Hey guys, I’m an ambassador from the Ivan on Tech blockchain academy We’ve been developing an app on top of Compound that grants students with scholarships at our academy (using the interest generated to fund their tuition fees).
We ran through the problem of “how do you make sure that these students are worthy of the fund?” but we want to try something other than simply hiring an HR manager that would assess and choose the best talents. We want to experiment with Quadratic Funding.
You could imagine a public good being the Tezos cryptocurrency ecosystem (I’m going for Tezos because I think it’s a great platform but there aren’t a lot of developers building on it). And the projects in our case are represented by students who want to study Tezos programming and hope that in the future, and after graduating, they can contribute to this ecosystem.
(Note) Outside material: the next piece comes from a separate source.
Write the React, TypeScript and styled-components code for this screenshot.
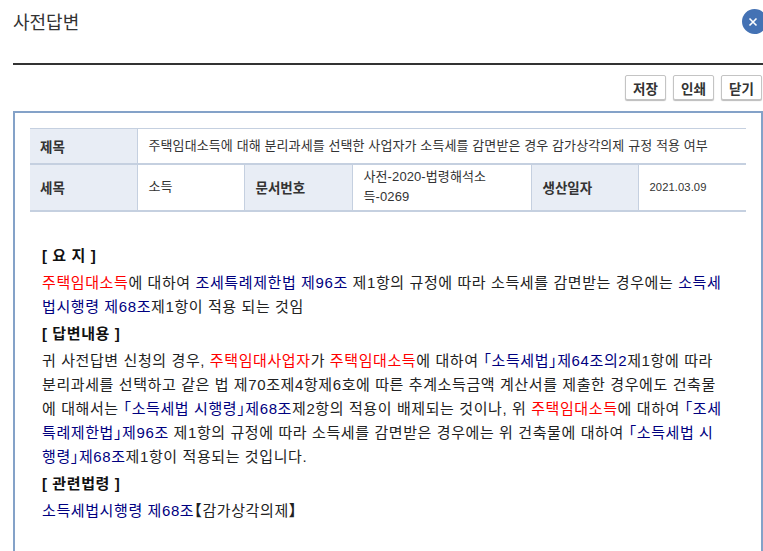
import React from "react";
import styled, { createGlobalStyle } from "styled-components";

const GlobalStyle = createGlobalStyle`
  html, body {
    margin: 0;
    padding: 0;
    height: 100%;
    overflow: hidden;
    background: #fff;
    font-family: "Liberation Sans", "Noto Sans CJK KR", sans-serif;
  }
`;

type Tone = "red" | "blue";

function Mark({ tone, children }: { tone: Tone; children: React.ReactNode }) {
  return <Colored $tone={tone}>{children}</Colored>;
}

export default function App() {
  return (
    <Page>
      <GlobalStyle />
      <Header>
        <Title>사전답변</Title>
        <CloseButton aria-label="닫기">
          <svg width="10" height="10" viewBox="0 0 10 10">
            <path d="M1.5 1.5 L8.5 8.5 M8.5 1.5 L1.5 8.5" stroke="#fff" strokeWidth="1.6" />
          </svg>
        </CloseButton>
      </Header>
      <Toolbar>
        <ToolButton>저장</ToolButton>
        <ToolButton>인쇄</ToolButton>
        <ToolButton>닫기</ToolButton>
      </Toolbar>
      <Panel>
        <InfoTable>
          <colgroup>
            <col style={{ width: 107 }} />
            <col style={{ width: 107 }} />
            <col style={{ width: 108 }} />
            <col style={{ width: 179 }} />
            <col style={{ width: 107 }} />
            <col />
          </colgroup>
          <tbody>
            <TitleRow>
              <HeadCell>제목</HeadCell>
              <ValueCell colSpan={5}>
                주택임대소득에 대해 분리과세를 선택한 사업자가 소득세를 감면받은 경우 감가상각의제 규정 적용 여부
              </ValueCell>
            </TitleRow>
            <InfoRow>
              <HeadCell>세목</HeadCell>
              <ValueCell>소득</ValueCell>
              <HeadCell>문서번호</HeadCell>
              <ValueCell>
                사전-2020-법령해석소
                <br />
                득-0269
              </ValueCell>
              <HeadCell>생산일자</HeadCell>
              <ValueCell $numeric>2021.03.09</ValueCell>
            </InfoRow>
          </tbody>
        </InfoTable>
        <Body>
          <SectionTitle>[ 요 지 ]</SectionTitle>
          <Paragraph>
            <Mark tone="red">주택임대소득</Mark>에 대하여 <Mark tone="blue">조세특례제한법 제96조</Mark> 제1항의 규정에 따라 소득세를 감면받는 경우에는 <Mark tone="blue">소득세</Mark>
            <br />
            <Mark tone="blue">법시행령 제68조</Mark>제1항이 적용 되는 것임
          </Paragraph>
          <SectionTitle>[ 답변내용 ]</SectionTitle>
          <Paragraph>
            귀 사전답변 신청의 경우, <Mark tone="red">주택임대사업자</Mark>가 <Mark tone="red">주택임대소득</Mark>에 대하여{" "}
            <Mark tone="blue">「소득세법」제64조의2</Mark>제1항에 따라
            <br />
            분리과세를 선택하고 같은 법 제70조제4항제6호에 따른 추계소득금액 계산서를 제출한 경우에도 건축물
            <br />
            에 대해서는 <Mark tone="blue">「소득세법 시행령」제68조</Mark>제2항의 적용이 배제되는 것이나, 위 <Mark tone="red">주택임대소득</Mark>에 대하여 <Mark tone="blue">「조세</Mark>
            <br />
            <Mark tone="blue">특례제한법」제96조</Mark> 제1항의 규정에 따라 소득세를 감면받은 경우에는 위 건축물에 대하여 <Mark tone="blue">「소득세법 시</Mark>
            <br />
            <Mark tone="blue">행령」제68조</Mark>제1항이 적용되는 것입니다.
          </Paragraph>
          <SectionTitle>[ 관련법령 ]</SectionTitle>
          <Paragraph>
            <Mark tone="blue">소득세법시행령 제68조</Mark>
            <strong>【</strong>감가상각의제<strong>】</strong>
          </Paragraph>
        </Body>
      </Panel>
    </Page>
  );
}

const Page = styled.div`
  width: 763px;
  height: 551px;
  overflow: hidden;
  position: relative;
  box-sizing: border-box;
  padding-left: 13px;
`;

const Header = styled.header`
  height: 63px;
  border-bottom: 2px solid #333;
  display: flex;
  align-items: flex-start;
`;

const Title = styled.h1`
  margin: 12px 0 0;
  font-size: 18px;
  line-height: 22px;
  font-weight: 400;
  color: #333;
`;

const CloseButton = styled.button`
  position: absolute;
  top: 9px;
  left: 742px;
  width: 25px;
  height: 25px;
  padding: 0 3px 0 0;
  border: 0;
  border-radius: 50%;
  background: #4472b4;
  display: flex;
  align-items: center;
  justify-content: center;
`;

const Toolbar = styled.div`
  display: flex;
  justify-content: flex-end;
  gap: 7px;
  padding: 10px 1px 0 0;
  height: 36px;
`;

const ToolButton = styled.button`
  width: 41px;
  height: 25px;
  padding: 0;
  box-sizing: border-box;
  border: 1px solid #c4c4c4;
  border-radius: 2px;
  background: #fff;
  box-shadow: 0 1px 1px #bbb;
  font-family: inherit;
  font-size: 13.5px;
  font-weight: 700;
  color: #333;
`;

const Panel = styled.section`
  box-sizing: border-box;
  width: 750px;
  min-height: 600px;
  border: 2px solid #84a2c8;
  padding: 15px 15px 0;
`;

const InfoTable = styled.table`
  width: 716px;
  table-layout: fixed;
  border-collapse: collapse;
  font-size: 13px;
  color: #333;
  border-top: 1px solid #c5d0e0;
  border-bottom: 2px solid #c5d0e0;
`;

const TitleRow = styled.tr`
  height: 35px;
`;

const InfoRow = styled.tr`
  height: 47px;
  border-top: 2px solid #c5d0e0;
`;

const HeadCell = styled.th`
  background: #e8edf5;
  padding: 0 10px 0 11px;
  text-align: left;
  font-weight: 700;
  font-size: 13.5px;
  color: #333;
  border-right: 1px solid #c5d0e0;

  &:first-child {
    padding-left: 10px;
  }
`;

const ValueCell = styled.td<{ $numeric?: boolean }>`
  padding: 0 11px;
  line-height: 20px;
  letter-spacing: 0.1px;
  font-size: ${(props) => (props.$numeric ? "11.2px" : "13px")};
  border-right: 1px solid #c5d0e0;

  &:last-child {
    border-right: 0;
  }
`;

const Body = styled.div`
  padding: 29px 0 0 12px;
  font-size: 15px;
  letter-spacing: 0.6px;
  font-feature-settings: "halt";
  color: #222;
  white-space: nowrap;
`;

const SectionTitle = styled.h2`
  margin: 0;
  font-size: 15px;
  line-height: 30px;
  font-weight: 700;
  color: #111;
`;

const Paragraph = styled.p`
  margin: 0;
  line-height: 24px;
`;

const Colored = styled.span<{ $tone: Tone }>`
  color: ${(props) => (props.$tone === "red" ? "#f00" : "#00007f")};
`;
The way we set up the rewards is by asking individual donors, governments, philanthropists, etc. to lock an amount of money in a central pool of funds. In this case, it will probably be the Tezos Foundation. And finally, you let the Tezos community vote over who gets what from that funding pool. In other words, they will divide this pie into slices (rewards) by voting with their money to the students who they think will have the most positive impact on the ecosystem. Students who have previous experience in functional programming are likely to receive bigger slices than those who don’t. A student, Alice, might have that skill and also have developed Ethereum dapps and open-source projects before so she will probably get the biggest slice.
So, I want to know:
1- Is my understanding of this method is correct?
2- Do you think QF can be applied and work well in our case, and with Compound?